[TASK DIRECTIONS] Write out the entries below exactly, starting at the first line and stopping after the line that contains "items-center justify-center border-r-2"; skip all pictures.

[DATA EXCERPTS]
----
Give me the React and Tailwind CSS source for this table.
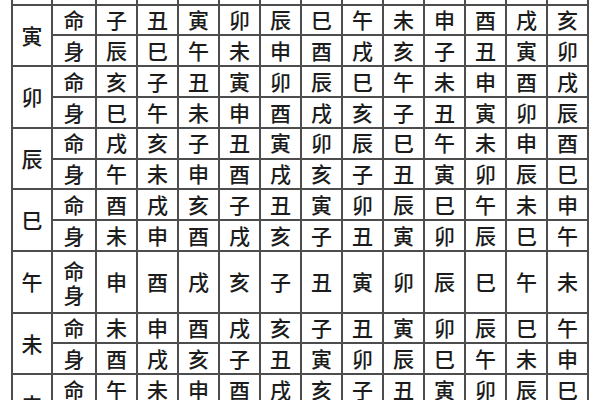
import React from "react";

const BR = ["子", "丑", "寅", "卯", "辰", "巳", "午", "未", "申", "酉", "戌", "亥"];

// label, 命 start, 身 start
const groups = [
    { label: "丑", ming: 1, shen: 3 },
    { label: "寅", ming: 0, shen: 4 },
    { label: "卯", ming: 11, shen: 5 },
    { label: "辰", ming: 10, shen: 6 },
    { label: "巳", ming: 9, shen: 7 },
    { label: "午", ming: 8, shen: 8 },
    { label: "未", ming: 7, shen: 9 },
    { label: "申", ming: 6, shen: 10 },
];

const seq = (start) => Array.from({ length: 12 }, (_, i) => BR[(start + i) % 12]);

const cell = "flex items-center justify-center border-r-2 border-b-2 border-[#4d4d4d]";

const App = () => (
    <div className="w-[600px] h-[400px] overflow-hidden bg-white">
        <div
            className="ml-[11px] mt-[-58px] w-fit grid grid-cols-[40px_44px_repeat(12,41px)] auto-rows-[30.8px] border-l-2 border-t-2 border-[#4d4d4d] text-[21px] text-[#1c1c1c] font-medium"
            style={{ fontFamily: '"Noto Sans CJK SC", "Noto Sans CJK TC", serif' }}
        >
            {groups.map((g) => {
                const merged = g.ming === g.shen;
                return (
                    <React.Fragment key={g.label}>
                        <div className={`${cell} row-span-2`}>{g.label}</div>
                        {merged ? (
                            <>
                                <div className={`${cell} row-span-2 flex-col leading-[24px]`}>
                                    <span>命</span>
                                    <span>身</span>
                                </div>
                                {seq(g.ming).map((b, i) => (
                                    <div key={i} className={`${cell} row-span-2`}>{b}</div>
                                ))}
                            </>
                        ) : (
                            <>
                                <div className={cell}>命</div>
                                {seq(g.ming).map((b, i) => (
                                    <div key={"m" + i} className={cell}>{b}</div>
                                ))}
                                <div className={cell}>身</div>
                                {seq(g.shen).map((b, i) => (
                                    <div key={"s" + i} className={cell}>{b}</div>
                                ))}
                            </>
                        )}
                    </React.Fragment>
                );
            })}
        </div>
    </div>
);

export default App;
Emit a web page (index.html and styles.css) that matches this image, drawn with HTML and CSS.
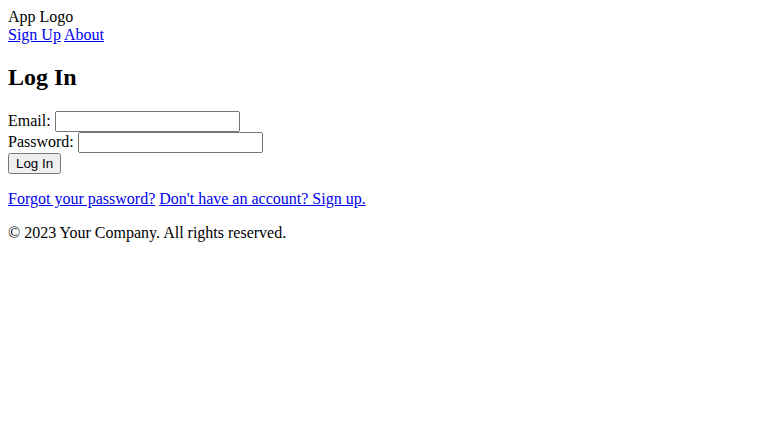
FILE: index.html
```html
<!DOCTYPE html>
<html>
<head>
<meta charset="utf-8">
<title>Log In</title>
<link rel="stylesheet" href="styles.css">
</head>
<body class="page">
<header>
<div class="logo">App Logo</div>
<nav><a href="#">Sign Up</a> <a href="#">About</a></nav>
</header>
<main>
<h2>Log In</h2>
<form>
<label for="email">Email:</label> <input type="email" id="email"><br>
<label for="password">Password:</label> <input type="password" id="password"><br>
<button type="submit">Log In</button>
</form>
<p><a href="#">Forgot your password?</a> <a href="#">Don't have an account? Sign up.</a></p>
</main>
<footer>
<p>&copy; 2023 Your Company. All rights reserved.</p>
</footer>
</body>
</html>
```

FILE: styles.css
```css
.page {
  font-family: "Liberation Serif", serif;
  color: #000;
  background: #fff;
}
```
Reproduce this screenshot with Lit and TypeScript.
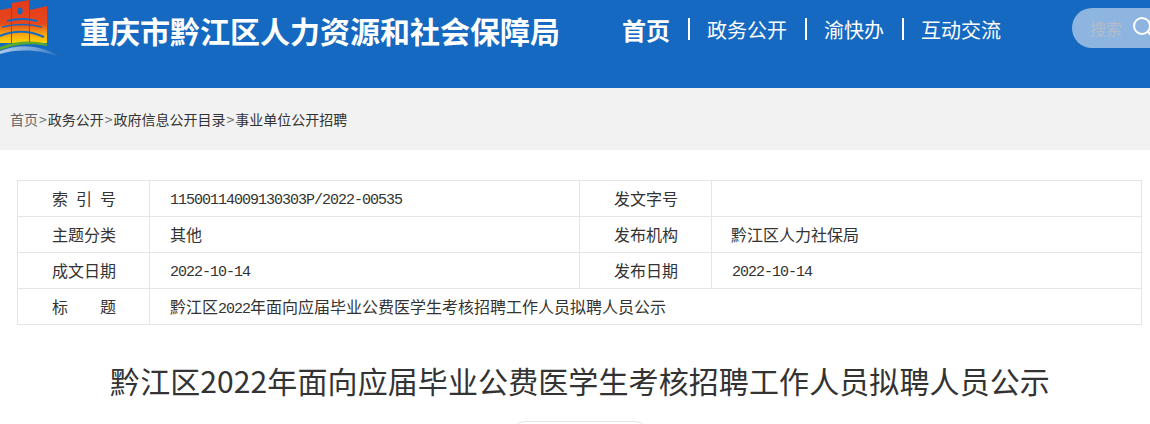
import { LitElement, html, css, svg } from "lit";
import { customElement } from "lit/decorators.js";

const logo = svg`<svg class="logo" width="64" height="62" viewBox="0 0 64 62" aria-hidden="true">
  <defs>
    <linearGradient id="g" gradientUnits="userSpaceOnUse" x1="0" y1="0" x2="0" y2="43">
      <stop offset="0" stop-color="#e23a1c"/><stop offset="0.55" stop-color="#e6481b"/>
      <stop offset="0.78" stop-color="#f8a00e"/><stop offset="1" stop-color="#ffd60a"/>
    </linearGradient>
    <linearGradient id="s" x1="0" y1="0" x2="1" y2="0">
      <stop offset="0" stop-color="#a9c8e8"/><stop offset="0.6" stop-color="#6f9fd6"/><stop offset="1" stop-color="#1569c0"/>
    </linearGradient>
  </defs>
  <path d="M0 10L11 8V43H0Z M12 3L29 0V43H12Z M30 10L47 6V43H30Z" fill="url(#g)"/>
  <ellipse cx="20" cy="11" rx="2.6" ry="3.4" fill="#1569c0"/>
  <g fill="none" stroke="#1569c0">
    <path d="M7 21Q22 17 37 21" stroke-width="2.2"/>
    <path d="M2 27Q22 22 42 27" stroke-width="1.6"/>
    <path d="M0 36Q22 27 44 37" stroke-width="2.2"/>
  </g>
  <path d="M0 47C16 41 32 40 47 44L47 46C32 43 16 44 0 50Z" fill="#5aa92c"/>
  <path d="M0 51C20 43 44 45 61 58C44 50 20 48 0 54Z" fill="url(#s)"/>
</svg>`;

const crumbs = ["政务公开", "政府信息公开目录", "事业单位公开招聘"];

@customElement("app-root")
export class AppRoot extends LitElement {
  static styles = css`
    :host { display: block; width: 1150px; height: 424px; overflow: hidden; background: #fff; font-family: "Noto Sans CJK SC", "Liberation Sans", sans-serif; }
    .header { height: 88px; background: #1569c0; display: flex; align-items: flex-start; color: #fff; }
    .logo { flex: none; display: block; margin-right: 16px; }
    .site { flex: none; font-size: 30px; font-weight: 700; line-height: 60px; width: 542px; white-space: nowrap; }
    .nav { display: flex; align-items: center; height: 58px; }
    .nav a { font-size: 20px; white-space: nowrap; }
    .nav a.home { font-size: 24px; font-weight: 700; }
    .sep { width: 2px; height: 22px; background: #fff; margin: 0 17px 0 18px; }
    .search { margin-left: 71px; margin-top: 8px; width: 120px; flex: none; height: 40px; border-radius: 20px 0 0 20px; background: #8db5e0; display: flex; align-items: center; padding-left: 18px; box-sizing: border-box; gap: 10px; color: #b3bdc9; font-size: 16px; }
    .crumbs { height: 62px; background: #f2f2f2; display: flex; align-items: center; padding-left: 10px; font-size: 14px; color: #333; white-space: nowrap; }
    .crumbs .first, .crumbs .gt { color: #666; }
    .crumbs .gt { margin: 0 1px; }
    .meta { margin: 30px 0 0 17px; width: 1125px; border: 1px solid #e5e5e5; border-bottom: 0; box-sizing: border-box; font-size: 16px; color: #333; }
    .row { display: grid; grid-template-columns: 132px 430px 132px 1fr; height: 36px; border-bottom: 1px solid #e5e5e5; box-sizing: border-box; align-items: stretch; }
    .row.full { grid-template-columns: 132px 1fr; }
    .cell { display: flex; align-items: center; padding-left: 20px; padding-bottom: 2px; box-sizing: border-box; border-right: 1px solid #e5e5e5; white-space: nowrap; }
    .cell.wide { padding-left: 19px; }
    .cell.date { padding-bottom: 0; padding-top: 4px; }
    .cell:last-child { border-right: 0; }
    .label { padding-left: 34px; }
    .spread { width: 64px; display: flex; justify-content: space-between; }
    .mono { font-family: "Liberation Mono", "Noto Sans CJK SC", monospace; font-size: 15px; letter-spacing: -1px; }
    h1 { margin: 33px 0 0 10px; font-size: 30px; line-height: 44px; font-weight: 400; color: #333; text-align: center; white-space: nowrap; letter-spacing: 0.1px; }
    .pill { margin: 19px 0 0 510px; width: 140px; height: 30px; border: 1px solid #e5e5e5; border-radius: 15px; box-sizing: border-box; }
  `;

  render() {
    return html`
      <div class="header">
        ${logo}
        <div class="site">重庆市黔江区人力资源和社会保障局</div>
        <div class="nav">
          <a class="home">首页</a><span class="sep"></span>
          <a>政务公开</a><span class="sep"></span>
          <a>渝快办</a><span class="sep"></span>
          <a>互动交流</a>
        </div>
        <div class="search">
          <span>搜索</span>
          <svg width="24" height="24" viewBox="0 0 24 24" fill="none" stroke="#fff" stroke-width="2"><circle cx="10" cy="10" r="8"/><path d="M16 16l6 6"/></svg>
        </div>
      </div>
      <div class="crumbs">
        <span class="first">首页</span><span class="gt">&gt;</span>${crumbs.map((c, i) => html`${i ? html`<span class="gt">&gt;</span>` : ""}<span>${c}</span>`)}
      </div>
      <div class="meta">
        <div class="row"><div class="cell label"><span class="spread"><span>索</span><span>引</span><span>号</span></span></div><div class="cell date mono">11500114009130303P/2022-00535</div><div class="cell label">发文字号</div><div class="cell"></div></div>
        <div class="row"><div class="cell label">主题分类</div><div class="cell">其他</div><div class="cell label">发布机构</div><div class="cell wide">黔江区人力社保局</div></div>
        <div class="row"><div class="cell label">成文日期</div><div class="cell date mono">2022-10-14</div><div class="cell label">发布日期</div><div class="cell date mono">2022-10-14</div></div>
        <div class="row full"><div class="cell label"><span class="spread"><span>标</span><span>题</span></span></div><div class="cell"><span>黔江区<span class="mono">2022</span>年面向应届毕业公费医学生考核招聘工作人员拟聘人员公示</span></div></div>
      </div>
      <h1>黔江区2022年面向应届毕业公费医学生考核招聘工作人员拟聘人员公示</h1>
      <div class="pill"></div>
    `;
  }
}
----
[RESULT BELOW]
Give me the React and Tailwind CSS source for this table.
import React from "react";

const BR = ["子", "丑", "寅", "卯", "辰", "巳", "午", "未", "申", "酉", "戌", "亥"];

// label, 命 start, 身 start
const groups = [
    { label: "丑", ming: 1, shen: 3 },
    { label: "寅", ming: 0, shen: 4 },
    { label: "卯", ming: 11, shen: 5 },
    { label: "辰", ming: 10, shen: 6 },
    { label: "巳", ming: 9, shen: 7 },
    { label: "午", ming: 8, shen: 8 },
    { label: "未", ming: 7, shen: 9 },
    { label: "申", ming: 6, shen: 10 },
];

const seq = (start) => Array.from({ length: 12 }, (_, i) => BR[(start + i) % 12]);

const cell = "flex items-center justify-center border-r-2 border-b-2 border-[#4d4d4d]";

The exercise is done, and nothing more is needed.